This is coming from a 17 year old.
I second the dude who mentioned Mindstorms- my dad brought home a book on robotics when I was 12 or 13 years old. I was so intrigued that a few months later I got the Lego Mindstorms 2.0 building set for Christmas. When I got some experience, we joined a FIRST Lego League team. I stayed on the team until I was too old for the competition- but it was a lot of fun. The programming environment for the RCX was this wierd, but kid-friendly visual drag-and-drop environment, and it was pretty much the same for the ROBOLAB stuff. You could define custom "blocks" as you progressed, and there were even third-party firmwares (NQC, Not Quite C). The NXT, the next-gen Mindstorms, is even better- the programming hasn't changed much, but the hardware in the $250 kit is superior.

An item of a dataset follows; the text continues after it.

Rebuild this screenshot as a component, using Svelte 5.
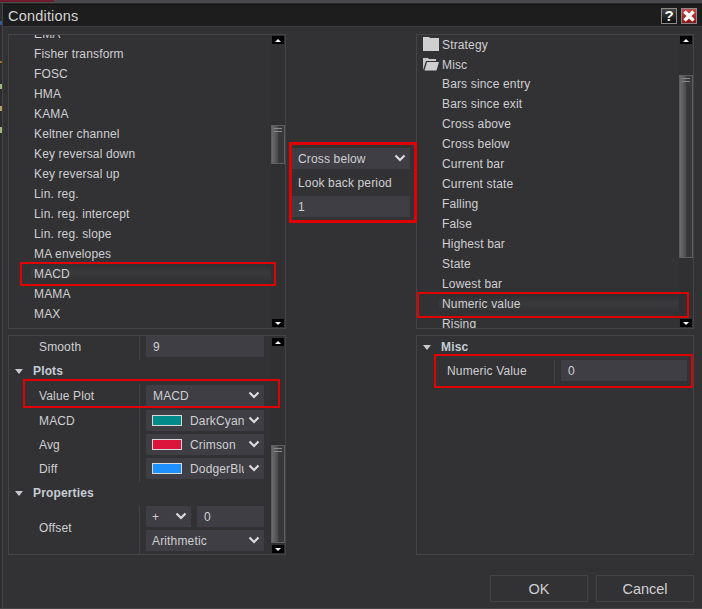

Robotics is how I got into coding stuff, and I think it was because I could see my programming at work- much easier than on a computer. Right now I build webpages for a summer job, and I had much more fun messing around with that kit. But it's taught me how to think like a programmer.
So, give your kid a sandbox to play in. Be sure you give him tools and toys that aren't easy to break, or hard to assemble. Let him go at it. And give him some challegnes- once he knows the ropes, have him make his creation do something specific, with progressing complexity. In the competitions we had certain "tasks" we had to do within the 2.5 minute time frame of the match. But of course help him when he gets stuck- complexity and frustration early on will make anyone want to quit, especially when they could be watching TV or playing Guitar Hero ...but the latter is an excellent alternative.